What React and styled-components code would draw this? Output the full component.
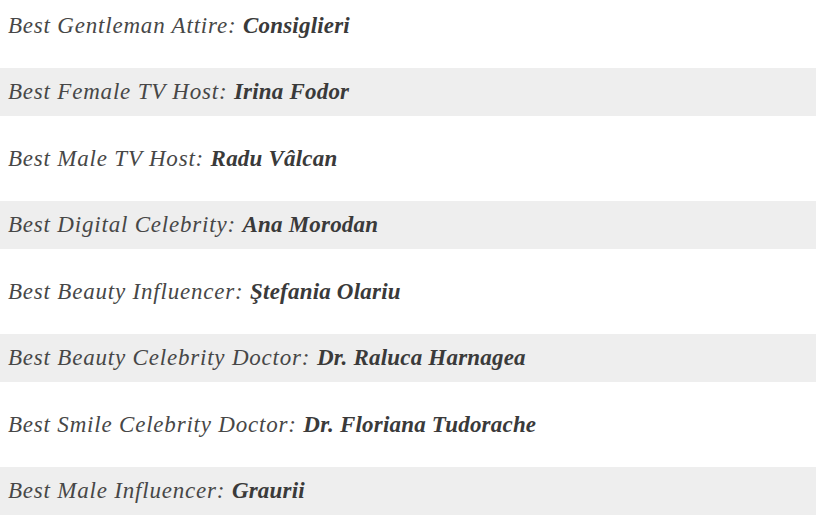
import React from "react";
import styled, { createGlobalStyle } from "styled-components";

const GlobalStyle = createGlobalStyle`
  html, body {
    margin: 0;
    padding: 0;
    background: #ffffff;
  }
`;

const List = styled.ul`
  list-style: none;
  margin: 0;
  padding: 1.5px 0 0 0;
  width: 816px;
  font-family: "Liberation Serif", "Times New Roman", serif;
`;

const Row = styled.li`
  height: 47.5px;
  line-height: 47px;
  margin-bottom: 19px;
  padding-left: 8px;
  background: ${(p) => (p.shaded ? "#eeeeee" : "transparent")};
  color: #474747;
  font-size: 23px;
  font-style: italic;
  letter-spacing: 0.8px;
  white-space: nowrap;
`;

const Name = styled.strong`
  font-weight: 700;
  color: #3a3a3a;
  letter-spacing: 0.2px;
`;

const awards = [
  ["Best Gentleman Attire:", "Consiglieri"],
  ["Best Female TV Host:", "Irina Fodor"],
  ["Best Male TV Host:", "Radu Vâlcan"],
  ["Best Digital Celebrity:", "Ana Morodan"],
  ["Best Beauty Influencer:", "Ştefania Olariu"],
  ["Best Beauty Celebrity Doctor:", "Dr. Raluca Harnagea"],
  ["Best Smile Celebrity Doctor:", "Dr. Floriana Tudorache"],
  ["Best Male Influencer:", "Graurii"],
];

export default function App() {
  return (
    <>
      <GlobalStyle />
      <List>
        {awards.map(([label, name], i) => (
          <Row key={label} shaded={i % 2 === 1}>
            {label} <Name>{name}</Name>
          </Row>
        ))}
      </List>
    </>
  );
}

### TASK INSTRUCTIONS
Repeat the data above exactly, but not the pictures.

### TASK SOLUTION
What React and styled-components code would draw this? Output the full component.
import React from "react";
import styled, { createGlobalStyle } from "styled-components";

const GlobalStyle = createGlobalStyle`
  html, body {
    margin: 0;
    padding: 0;
    background: #ffffff;
  }
`;

const List = styled.ul`
  list-style: none;
  margin: 0;
  padding: 1.5px 0 0 0;
  width: 816px;
  font-family: "Liberation Serif", "Times New Roman", serif;
`;

const Row = styled.li`
  height: 47.5px;
  line-height: 47px;
  margin-bottom: 19px;
  padding-left: 8px;
  background: ${(p) => (p.shaded ? "#eeeeee" : "transparent")};
  color: #474747;
  font-size: 23px;
  font-style: italic;
  letter-spacing: 0.8px;
  white-space: nowrap;
`;

const Name = styled.strong`
  font-weight: 700;
  color: #3a3a3a;
  letter-spacing: 0.2px;
`;

const awards = [
  ["Best Gentleman Attire:", "Consiglieri"],
  ["Best Female TV Host:", "Irina Fodor"],
  ["Best Male TV Host:", "Radu Vâlcan"],
  ["Best Digital Celebrity:", "Ana Morodan"],
  ["Best Beauty Influencer:", "Ştefania Olariu"],
  ["Best Beauty Celebrity Doctor:", "Dr. Raluca Harnagea"],
  ["Best Smile Celebrity Doctor:", "Dr. Floriana Tudorache"],
  ["Best Male Influencer:", "Graurii"],
];

export default function App() {
  return (
    <>
      <GlobalStyle />
      <List>
        {awards.map(([label, name], i) => (
          <Row key={label} shaded={i % 2 === 1}>
            {label} <Name>{name}</Name>
          </Row>
        ))}
      </List>
    </>
  );
}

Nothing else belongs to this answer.